On March 8, 2018, the Higher Court in Belgrade issued a decision to release Saša Cvjetan, a former member of the „Scorpions” police unit, sentenced to twenty years in prison for killing fourteen Albanian civilians in Podujevo in March 1999. He has served over two thirds of the sentence to which he was convicted. The Humanitarian Law Center (HLC) points out that, with the Higher Court granting Cvjetan’s request to be released early from prison, the sentence to which he was convicted for grave crimes committed against civilians loses its meaning, and the victims’ sufferings are being neglected.

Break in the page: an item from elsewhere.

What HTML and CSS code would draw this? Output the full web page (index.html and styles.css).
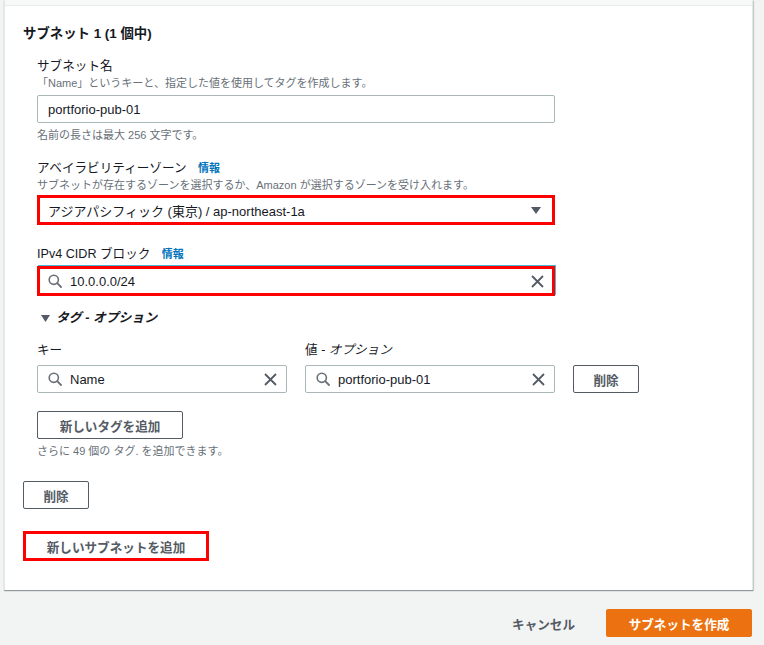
FILE: index.html
```html
<!DOCTYPE html>
<html lang="ja">
<head>
    <meta charset="UTF-8">
    <meta name="viewport" content="width=device-width, initial-scale=1.0">
    <title>サブネットを作成</title>
    <link rel="stylesheet" href="styles.css">
</head>
<body>
    <div class="card">
        <div class="card-top"></div>
        <div class="card-body">
            <h2 class="title">サブネット 1 (1 個中)</h2>
            <div class="subnet">
                <div class="field">
                    <div class="label">サブネット名</div>
                    <div class="desc">「Name」というキーと、指定した値を使用してタグを作成します。</div>
                    <div class="input"><span class="value">portforio-pub-01</span></div>
                    <div class="hint">名前の長さは最大 256 文字です。</div>
                </div>

                <div class="field field-az">
                    <div class="label">アベイラビリティーゾーン <a class="info">情報</a></div>
                    <div class="desc">サブネットが存在するゾーンを選択するか、Amazon が選択するゾーンを受け入れます。</div>
                    <div class="input marked select">
                        <span class="value">アジアパシフィック (東京) / ap-northeast-1a</span>
                        <svg class="caret" width="10" height="7" viewBox="0 0 10 7"><path d="M0 0h10L5 7z" fill="#545b64"/></svg>
                    </div>
                </div>

                <div class="field field-cidr">
                    <div class="label">IPv4 CIDR ブロック <a class="info">情報</a></div>
                    <div class="input marked focused">
                        <svg class="search" width="14" height="14" viewBox="0 0 14 14"><circle cx="5.8" cy="5.8" r="4.6" fill="none" stroke="#687078" stroke-width="1.6"/><path d="M9.2 9.2L13 13" stroke="#687078" stroke-width="1.8" stroke-linecap="round"/></svg>
                        <span class="value">10.0.0.0/24</span>
                        <svg class="clear" width="13" height="13" viewBox="0 0 13 13"><path d="M1 1l11 11M12 1L1 12" stroke="#545b64" stroke-width="1.8"/></svg>
                    </div>
                </div>

                <div class="tags">
                    <div class="tags-head">
                        <svg class="arrow" width="9" height="7" viewBox="0 0 9 7"><path d="M0 0h9L4.5 7z" fill="#545b64"/></svg>
                        タグ - オプション
                    </div>
                    <div class="tag-row">
                        <div class="tag-col">
                            <div class="label">キー</div>
                            <div class="input">
                                <svg class="search" width="14" height="14" viewBox="0 0 14 14"><circle cx="5.8" cy="5.8" r="4.6" fill="none" stroke="#687078" stroke-width="1.6"/><path d="M9.2 9.2L13 13" stroke="#687078" stroke-width="1.8" stroke-linecap="round"/></svg>
                                <span class="value">Name</span>
                                <svg class="clear" width="13" height="13" viewBox="0 0 13 13"><path d="M1 1l11 11M12 1L1 12" stroke="#545b64" stroke-width="1.8"/></svg>
                            </div>
                        </div>
                        <div class="tag-col">
                            <div class="label">値 <i>- オプション</i></div>
                            <div class="input">
                                <svg class="search" width="14" height="14" viewBox="0 0 14 14"><circle cx="5.8" cy="5.8" r="4.6" fill="none" stroke="#687078" stroke-width="1.6"/><path d="M9.2 9.2L13 13" stroke="#687078" stroke-width="1.8" stroke-linecap="round"/></svg>
                                <span class="value">portforio-pub-01</span>
                                <svg class="clear" width="13" height="13" viewBox="0 0 13 13"><path d="M1 1l11 11M12 1L1 12" stroke="#545b64" stroke-width="1.8"/></svg>
                            </div>
                        </div>
                        <button class="btn btn-small">削除</button>
                    </div>
                    <button class="btn add-tag">新しいタグを追加</button>
                    <div class="hint">さらに 49 個の タグ. を追加できます。</div>
                </div>
            </div>

            <button class="btn btn-small remove">削除</button>
            <button class="btn btn-link marked">新しいサブネットを追加</button>
        </div>
    </div>

    <div class="footer">
        <button class="btn btn-link cancel">キャンセル</button>
        <button class="btn btn-primary">サブネットを作成</button>
    </div>
</body>
</html>
```

FILE: styles.css
```css
* {
    margin: 0;
    padding: 0;
    box-sizing: border-box;
}
html, body {
    height: 100%;
}
body {
    background: #f2f3f3;
    font-family: "Liberation Sans", "Noto Sans CJK JP", sans-serif;
    color: #16191f;
    font-size: 12.6px;
}
.card {
    margin-left: 4px;
    width: 749px;
    background: #fff;
    border-left: 1px solid #e4e7e7;
    border-right: 1px solid #e4e7e7;
    box-shadow: 0 1px 1px 0 rgba(0, 28, 36, 0.3), 1px 1px 1px 0 rgba(0, 28, 36, 0.15);
}
.card-top {
    height: 6px;
    background: #f7f8f8;
    border-bottom: 1px solid #e9ebeb;
}
.card-body {
    padding: 18px 18px 29px;
}
.title {
    font-size: 13.4px;
    font-weight: bold;
    line-height: 19px;
}
.subnet {
    padding-left: 14px;
    padding-top: 14px;
}
.field {
    margin-bottom: 16px;
}
.field-az {
    margin-bottom: 20px;
}
.field-cidr {
    margin-bottom: 13px;
}
.label {
    font-size: 12.6px;
    line-height: 18px;
}
.label i {
    font-style: italic;
}
.info {
    color: #0073bb;
    font-weight: bold;
    font-size: 11px;
    margin-left: 8px;
}
.desc, .hint {
    font-size: 11px;
    line-height: 16px;
    color: #687078;
}
.hint {
    margin-top: 4px;
}
.input {
    display: flex;
    align-items: center;
    width: 518px;
    height: 28px;
    margin-top: 4px;
    padding: 0 9px 0 10px;
    border: 1px solid #aab7b8;
    border-radius: 2px;
    font-size: 13px;
    background: #fff;
}
.input.marked {
    height: 30px;
    margin-top: 3px;
    padding: 0 8px;
    border: 3px solid #f00;
    border-radius: 0;
}
.input.select {
    margin-top: 2px;
}
.input.focused {
    box-shadow: 1px -1px 0 #44b9d6;
}
.value {
    flex: 1;
}
.search {
    margin-right: 8px;
}
.caret {
    margin-right: 3px;
}
.tags-head {
    display: flex;
    align-items: center;
    gap: 6px;
    font-weight: bold;
    font-style: italic;
    line-height: 18px;
    font-size: 12.8px;
    padding-left: 4px;
}
.arrow {
    flex: none;
}
.tag-row {
    display: flex;
    align-items: flex-end;
    gap: 18px;
    margin-top: 14px;
}
.tag-col .input {
    width: 250px;
    margin-top: 6px;
}
.btn {
    display: block;
    height: 28px;
    padding: 0 18px;
    background: #fff;
    border: 1px solid #545b64;
    border-radius: 2px;
    font-family: inherit;
    font-size: 12.6px;
    font-weight: bold;
    color: #545b64;
}
.btn-small {
    width: 66px;
    padding: 0;
}
.add-tag {
    margin-top: 18px;
    width: 146px;
    padding: 0;
}
.remove {
    margin-top: 22px;
}
.btn-link {
    border-color: transparent;
}
.btn.marked {
    margin-top: 22px;
    height: 30px;
    width: 186px;
    padding: 0;
    border: 3px solid #f00;
    border-radius: 0;
}
.footer {
    display: flex;
    justify-content: flex-end;
    gap: 10px;
    margin-top: 19px;
    padding-right: 12px;
}
.cancel {
    background: transparent;
    padding: 0 20px;
}
.btn-primary {
    width: 146px;
    padding: 0;
    background: #ec7211;
    border-color: #ec7211;
    color: #fff;
}
```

On March 28, 1999, members of the Serbian police unit known as the “Scorpions”, among them Cvjetan, in the Gashi family yard in Podujevo shot fourteen Albanian civilians – seven children aged from two to fifteen, and seven women: Shpetim Bogujevci (10), Shpend Bogujevci (13), Sala Bogujevci (39), Nora Bogujevci (15), Shefkate Bogujevci (43), Shehide Bogujevci (67), Nefise Bogujevci Llugaliu (54), Fezdrije Llugialiu (21), Dafina Duriqi (9), Arber Duriqi (7), Mimoze Duriqi (4), Albin Duriqi (2), Fitnete Duriqi (36) and Isma Duriqi (69). Five children who survived the shooting suffered serious injuries – Saranda, Fatos, Jehona, Lirije and Genc Bogujevci.